* start Given information *

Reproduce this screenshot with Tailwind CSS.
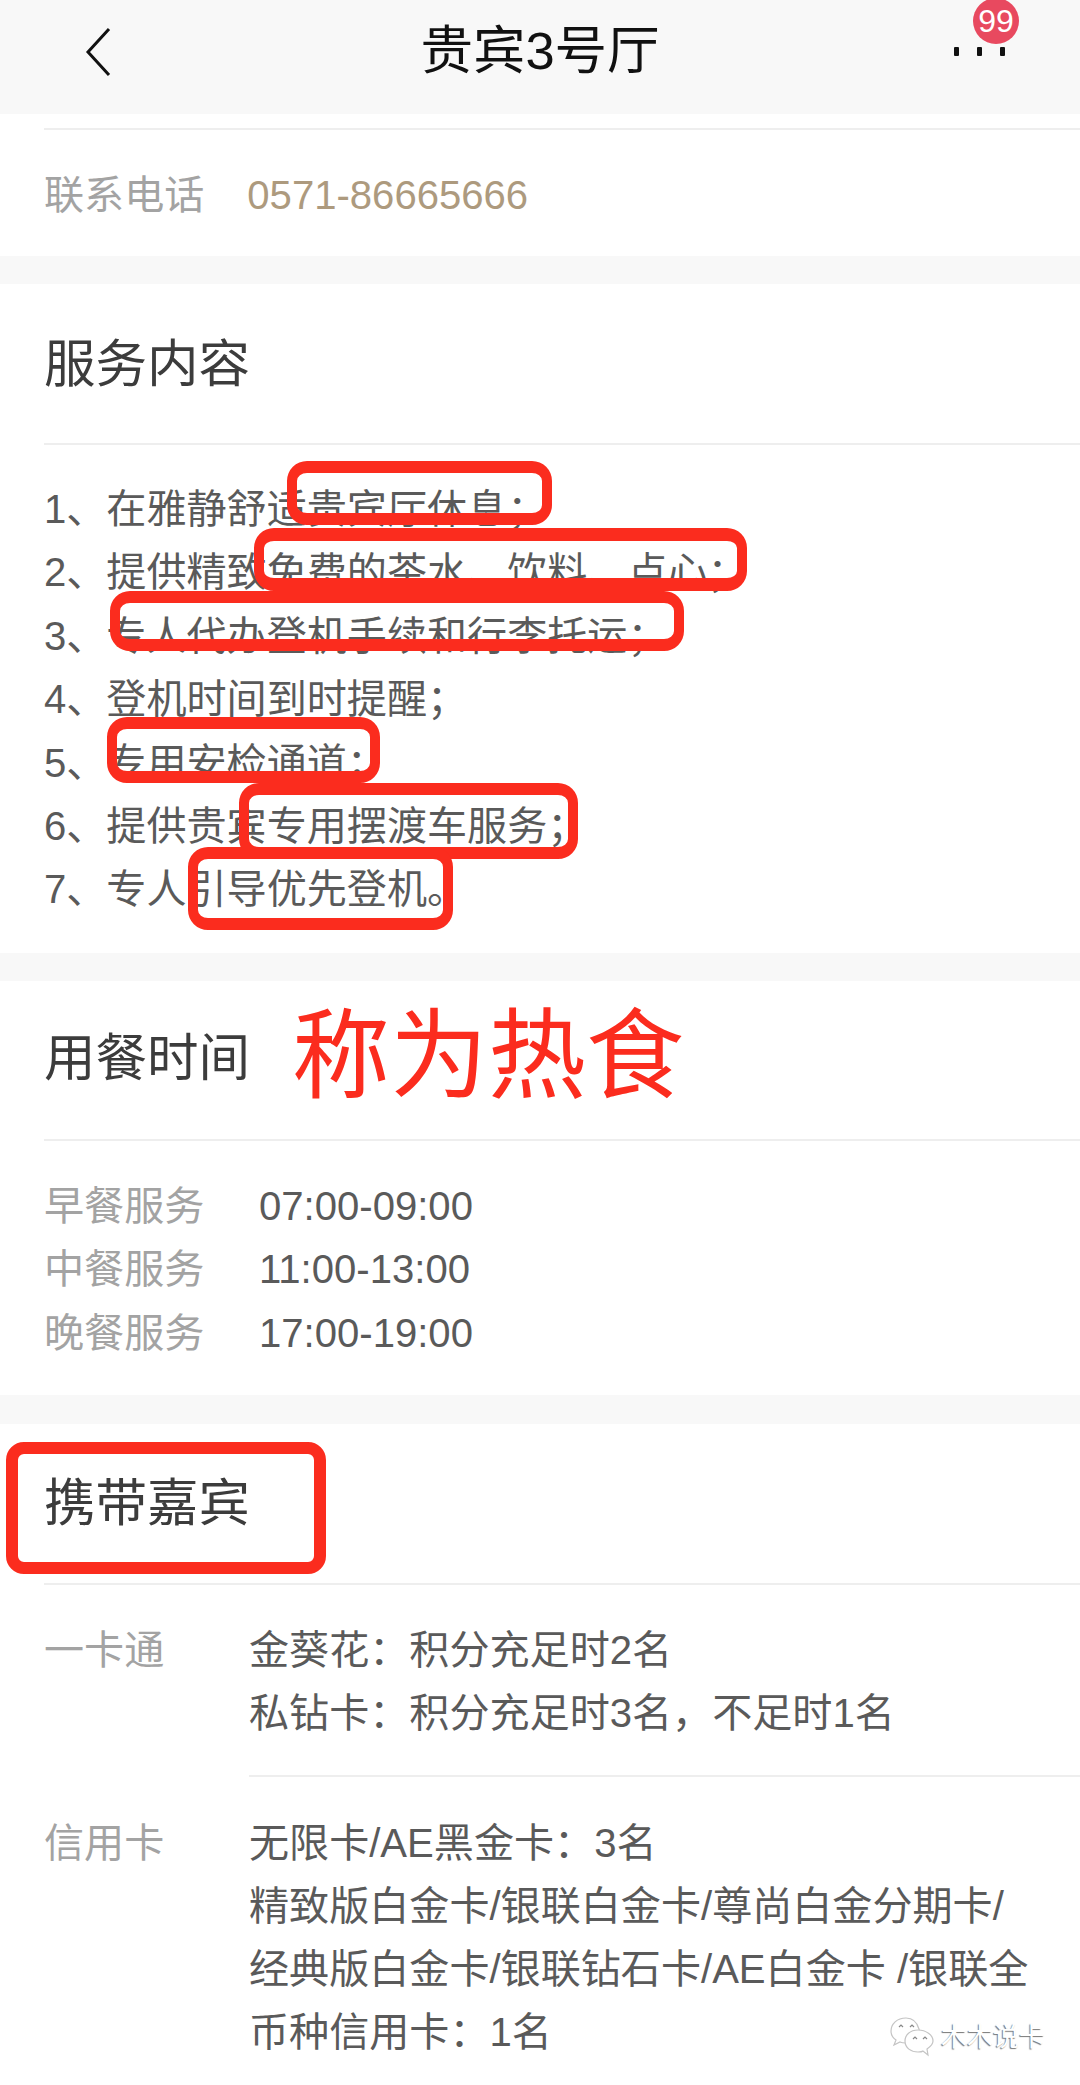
<!DOCTYPE html>
<html lang="zh">
<head>
  <meta charset="UTF-8" />
  <meta name="viewport" content="width=device-width, initial-scale=1.0" />
  <title>贵宾3号厅</title>
  <script src="https://cdn.jsdelivr.net/npm/@tailwindcss/browser@4"></script>
</head>
<body class="bg-[#f8f8f8] font-['Liberation_Sans','Noto_Sans_CJK_SC',sans-serif]">
  <div class="relative w-[1080px] h-[2085px] overflow-hidden">

    <!-- 顶栏 -->
    <header class="relative h-[114px] bg-[#f8f8f8] flex justify-center pt-[21px]">
      <svg class="absolute left-[84px] top-[27px]" width="28" height="50" viewBox="0 0 28 50" fill="none" stroke="#111" stroke-width="3"><path d="M25 2 L4 25 L25 48" /></svg>
      <h1 class="text-[52.5px] leading-[60px] text-[#111]">贵宾3号厅</h1>
      <div class="absolute left-[954px] top-[47px] flex gap-[18px]">
        <span class="w-[5px] h-[9px] rounded-[1px] bg-[#111]"></span>
        <span class="w-[5px] h-[9px] rounded-[1px] bg-[#111]"></span>
        <span class="w-[5px] h-[9px] rounded-[1px] bg-[#111]"></span>
      </div>
      <span class="absolute left-[973px] top-[-2px] w-[46px] h-[46px] rounded-full bg-[#e8495f] text-white text-[32px] leading-[46px] text-center">99</span>
    </header>

    <!-- 联系电话 -->
    <section class="bg-white h-[142px] pl-11">
      <div class="h-[14px]"></div>
      <div class="h-[2px] bg-[#eeeeee]"></div>
      <div class="flex gap-[43px] text-[40.1px] leading-[48px] mt-[41px]">
        <span class="text-[#a3a3a3]">联系电话</span>
        <span class="text-[#ad9a7e]">0571-86665666</span>
      </div>
    </section>

    <!-- 服务内容 -->
    <section class="bg-white mt-[28px] h-[669px] pl-11">
      <h2 class="h-[159px] pt-[50px] text-[51.5px] leading-[60px] text-[#3c3c3c]">服务内容</h2>
      <div class="h-[2px] bg-[#eeeeee]"></div>
      <ol class="mt-[33px] text-[40.1px] leading-[63.4px] text-[#5a5a5a]">
        <li>1、在雅静舒适贵宾厅休息；</li>
        <li>2、提供精致免费的茶水、饮料、点心；</li>
        <li>3、专人代办登机手续和行李托运；</li>
        <li>4、登机时间到时提醒；</li>
        <li>5、专用安检通道；</li>
        <li>6、提供贵宾专用摆渡车服务；</li>
        <li>7、专人引导优先登机。</li>
      </ol>
    </section>

    <!-- 用餐时间 -->
    <section class="bg-white mt-[28px] h-[414px] pl-11">
      <h2 class="h-[158px] pt-[47px] text-[51.5px] leading-[60px] text-[#3c3c3c]">用餐时间</h2>
      <div class="h-[2px] bg-[#eeeeee]"></div>
      <div class="mt-[34px] grid grid-cols-[215px_1fr] text-[40.1px] leading-[63.4px]">
        <span class="text-[#a3a3a3]">早餐服务</span><span class="text-[#5a5a5a]">07:00-09:00</span>
        <span class="text-[#a3a3a3]">中餐服务</span><span class="text-[#5a5a5a]">11:00-13:00</span>
        <span class="text-[#a3a3a3]">晚餐服务</span><span class="text-[#5a5a5a]">17:00-19:00</span>
      </div>
    </section>

    <!-- 携带嘉宾 -->
    <section class="bg-white mt-[29px] h-[661px] pl-11">
      <h2 class="h-[159px] pt-[49px] text-[51.5px] leading-[60px] text-[#3c3c3c]">携带嘉宾</h2>
      <div class="h-[2px] bg-[#eeeeee]"></div>
      <div class="flex mt-[34px]">
        <span class="w-[205px] text-[40.1px] leading-[63.4px] text-[#a3a3a3]">一卡通</span>
        <div class="text-[40.1px] leading-[63.4px] text-[#5a5a5a]">
          <p>金葵花：积分充足时2名</p>
          <p>私钻卡：积分充足时3名，不足时1名</p>
        </div>
      </div>
      <div class="ml-[205px] h-[2px] bg-[#eeeeee] mt-[29px]"></div>
      <div class="flex mt-[35px]">
        <span class="w-[205px] text-[40.1px] leading-[63px] text-[#a3a3a3]">信用卡</span>
        <div class="text-[40.1px] leading-[63px] text-[#5a5a5a] whitespace-nowrap">
          <p>无限卡/AE黑金卡：3名</p>
          <p>精致版白金卡/银联白金卡/尊尚白金分期卡/</p>
          <p>经典版白金卡/银联钻石卡/AE白金卡 /银联全</p>
          <p>币种信用卡：1名</p>
        </div>
      </div>
    </section>

    <!-- 手写标注 -->
    <div class="absolute left-[287px] top-[461px] w-[265px] h-[64px] border-x-[10px] border-y-[12px] border-[#fb2c1e] rounded-[20px]"></div>
    <div class="absolute left-[254px] top-[528px] w-[493px] h-[63px] border-x-[10px] border-y-[13px] border-[#fb2c1e] rounded-[20px]"></div>
    <div class="absolute left-[110px] top-[591px] w-[574px] h-[60px] border-x-[10px] border-y-[12px] border-[#fb2c1e] rounded-[20px]"></div>
    <div class="absolute left-[107px] top-[717px] w-[273px] h-[66px] border-x-[10px] border-y-[12px] border-[#fb2c1e] rounded-[20px]"></div>
    <div class="absolute left-[239px] top-[783px] w-[339px] h-[76px] border-x-[10px] border-y-[12px] border-[#fb2c1e] rounded-[20px]"></div>
    <div class="absolute left-[188px] top-[847px] w-[265px] h-[83px] border-x-[10px] border-y-[12px] border-[#fb2c1e] rounded-[20px]"></div>
    <div class="absolute left-[6px] top-[1442px] w-[320px] h-[132px] border-[12px] border-[#fb2c1e] rounded-[18px]"></div>
    <div class="absolute left-[292px] top-[1000px] text-[98px] leading-[112px] text-[#fb2c1e] whitespace-nowrap">称为热食</div>

    <!-- 水印 -->
    <div class="absolute left-[890px] top-[2017px] flex items-center gap-[7px]">
      <svg width="44" height="40" viewBox="0 0 44 40" fill="#fff" stroke="#c4c4c4" stroke-width="1.2">
        <path d="M16 1 C7 1 1 7 1 14 C1 18 3 21 6 23 L4 28 L10 25 C12 26 14 26 16 26 C27 26 31 19 29 12 C27 5 22 1 16 1 Z" />
        <path d="M28 13 C20 13 15 18 15 24 C15 31 21 35 28 35 C30 35 32 35 33 34 L38 38 L37 32 C40 30 43 27 43 24 C43 18 36 13 28 13 Z" />
        <path d="M9 10 l2 -2 l2 2 M20 10 l2 -2 l2 2 M23 22 l2 -2 l2 2 M33 22 l2 -2 l2 2" fill="none" stroke="#888" />
      </svg>
      <span class="text-[26px] leading-[32px] text-white [text-shadow:-1px_1px_1px_#777]">木木说卡</span>
    </div>
  </div>
</body>
</html>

* end Given information *

* Your task: Every line is to be duplicated exactly, though pictures stay out.

* Answer below:
Reproduce this screenshot with Tailwind CSS.
<!DOCTYPE html>
<html lang="zh">
<head>
  <meta charset="UTF-8" />
  <meta name="viewport" content="width=device-width, initial-scale=1.0" />
  <title>贵宾3号厅</title>
  <script src="https://cdn.jsdelivr.net/npm/@tailwindcss/browser@4"></script>
</head>
<body class="bg-[#f8f8f8] font-['Liberation_Sans','Noto_Sans_CJK_SC',sans-serif]">
  <div class="relative w-[1080px] h-[2085px] overflow-hidden">

    <!-- 顶栏 -->
    <header class="relative h-[114px] bg-[#f8f8f8] flex justify-center pt-[21px]">
      <svg class="absolute left-[84px] top-[27px]" width="28" height="50" viewBox="0 0 28 50" fill="none" stroke="#111" stroke-width="3"><path d="M25 2 L4 25 L25 48" /></svg>
      <h1 class="text-[52.5px] leading-[60px] text-[#111]">贵宾3号厅</h1>
      <div class="absolute left-[954px] top-[47px] flex gap-[18px]">
        <span class="w-[5px] h-[9px] rounded-[1px] bg-[#111]"></span>
        <span class="w-[5px] h-[9px] rounded-[1px] bg-[#111]"></span>
        <span class="w-[5px] h-[9px] rounded-[1px] bg-[#111]"></span>
      </div>
      <span class="absolute left-[973px] top-[-2px] w-[46px] h-[46px] rounded-full bg-[#e8495f] text-white text-[32px] leading-[46px] text-center">99</span>
    </header>

    <!-- 联系电话 -->
    <section class="bg-white h-[142px] pl-11">
      <div class="h-[14px]"></div>
      <div class="h-[2px] bg-[#eeeeee]"></div>
      <div class="flex gap-[43px] text-[40.1px] leading-[48px] mt-[41px]">
        <span class="text-[#a3a3a3]">联系电话</span>
        <span class="text-[#ad9a7e]">0571-86665666</span>
      </div>
    </section>

    <!-- 服务内容 -->
    <section class="bg-white mt-[28px] h-[669px] pl-11">
      <h2 class="h-[159px] pt-[50px] text-[51.5px] leading-[60px] text-[#3c3c3c]">服务内容</h2>
      <div class="h-[2px] bg-[#eeeeee]"></div>
      <ol class="mt-[33px] text-[40.1px] leading-[63.4px] text-[#5a5a5a]">
        <li>1、在雅静舒适贵宾厅休息；</li>
        <li>2、提供精致免费的茶水、饮料、点心；</li>
        <li>3、专人代办登机手续和行李托运；</li>
        <li>4、登机时间到时提醒；</li>
        <li>5、专用安检通道；</li>
        <li>6、提供贵宾专用摆渡车服务；</li>
        <li>7、专人引导优先登机。</li>
      </ol>
    </section>

    <!-- 用餐时间 -->
    <section class="bg-white mt-[28px] h-[414px] pl-11">
      <h2 class="h-[158px] pt-[47px] text-[51.5px] leading-[60px] text-[#3c3c3c]">用餐时间</h2>
      <div class="h-[2px] bg-[#eeeeee]"></div>
      <div class="mt-[34px] grid grid-cols-[215px_1fr] text-[40.1px] leading-[63.4px]">
        <span class="text-[#a3a3a3]">早餐服务</span><span class="text-[#5a5a5a]">07:00-09:00</span>
        <span class="text-[#a3a3a3]">中餐服务</span><span class="text-[#5a5a5a]">11:00-13:00</span>
        <span class="text-[#a3a3a3]">晚餐服务</span><span class="text-[#5a5a5a]">17:00-19:00</span>
      </div>
    </section>

    <!-- 携带嘉宾 -->
    <section class="bg-white mt-[29px] h-[661px] pl-11">
      <h2 class="h-[159px] pt-[49px] text-[51.5px] leading-[60px] text-[#3c3c3c]">携带嘉宾</h2>
      <div class="h-[2px] bg-[#eeeeee]"></div>
      <div class="flex mt-[34px]">
        <span class="w-[205px] text-[40.1px] leading-[63.4px] text-[#a3a3a3]">一卡通</span>
        <div class="text-[40.1px] leading-[63.4px] text-[#5a5a5a]">
          <p>金葵花：积分充足时2名</p>
          <p>私钻卡：积分充足时3名，不足时1名</p>
        </div>
      </div>
      <div class="ml-[205px] h-[2px] bg-[#eeeeee] mt-[29px]"></div>
      <div class="flex mt-[35px]">
        <span class="w-[205px] text-[40.1px] leading-[63px] text-[#a3a3a3]">信用卡</span>
        <div class="text-[40.1px] leading-[63px] text-[#5a5a5a] whitespace-nowrap">
          <p>无限卡/AE黑金卡：3名</p>
          <p>精致版白金卡/银联白金卡/尊尚白金分期卡/</p>
          <p>经典版白金卡/银联钻石卡/AE白金卡 /银联全</p>
          <p>币种信用卡：1名</p>
        </div>
      </div>
    </section>

    <!-- 手写标注 -->
    <div class="absolute left-[287px] top-[461px] w-[265px] h-[64px] border-x-[10px] border-y-[12px] border-[#fb2c1e] rounded-[20px]"></div>
    <div class="absolute left-[254px] top-[528px] w-[493px] h-[63px] border-x-[10px] border-y-[13px] border-[#fb2c1e] rounded-[20px]"></div>
    <div class="absolute left-[110px] top-[591px] w-[574px] h-[60px] border-x-[10px] border-y-[12px] border-[#fb2c1e] rounded-[20px]"></div>
    <div class="absolute left-[107px] top-[717px] w-[273px] h-[66px] border-x-[10px] border-y-[12px] border-[#fb2c1e] rounded-[20px]"></div>
    <div class="absolute left-[239px] top-[783px] w-[339px] h-[76px] border-x-[10px] border-y-[12px] border-[#fb2c1e] rounded-[20px]"></div>
    <div class="absolute left-[188px] top-[847px] w-[265px] h-[83px] border-x-[10px] border-y-[12px] border-[#fb2c1e] rounded-[20px]"></div>
    <div class="absolute left-[6px] top-[1442px] w-[320px] h-[132px] border-[12px] border-[#fb2c1e] rounded-[18px]"></div>
    <div class="absolute left-[292px] top-[1000px] text-[98px] leading-[112px] text-[#fb2c1e] whitespace-nowrap">称为热食</div>

    <!-- 水印 -->
    <div class="absolute left-[890px] top-[2017px] flex items-center gap-[7px]">
      <svg width="44" height="40" viewBox="0 0 44 40" fill="#fff" stroke="#c4c4c4" stroke-width="1.2">
        <path d="M16 1 C7 1 1 7 1 14 C1 18 3 21 6 23 L4 28 L10 25 C12 26 14 26 16 26 C27 26 31 19 29 12 C27 5 22 1 16 1 Z" />
        <path d="M28 13 C20 13 15 18 15 24 C15 31 21 35 28 35 C30 35 32 35 33 34 L38 38 L37 32 C40 30 43 27 43 24 C43 18 36 13 28 13 Z" />
        <path d="M9 10 l2 -2 l2 2 M20 10 l2 -2 l2 2 M23 22 l2 -2 l2 2 M33 22 l2 -2 l2 2" fill="none" stroke="#888" />
      </svg>
      <span class="text-[26px] leading-[32px] text-white [text-shadow:-1px_1px_1px_#777]">木木说卡</span>
    </div>
  </div>
</body>
</html>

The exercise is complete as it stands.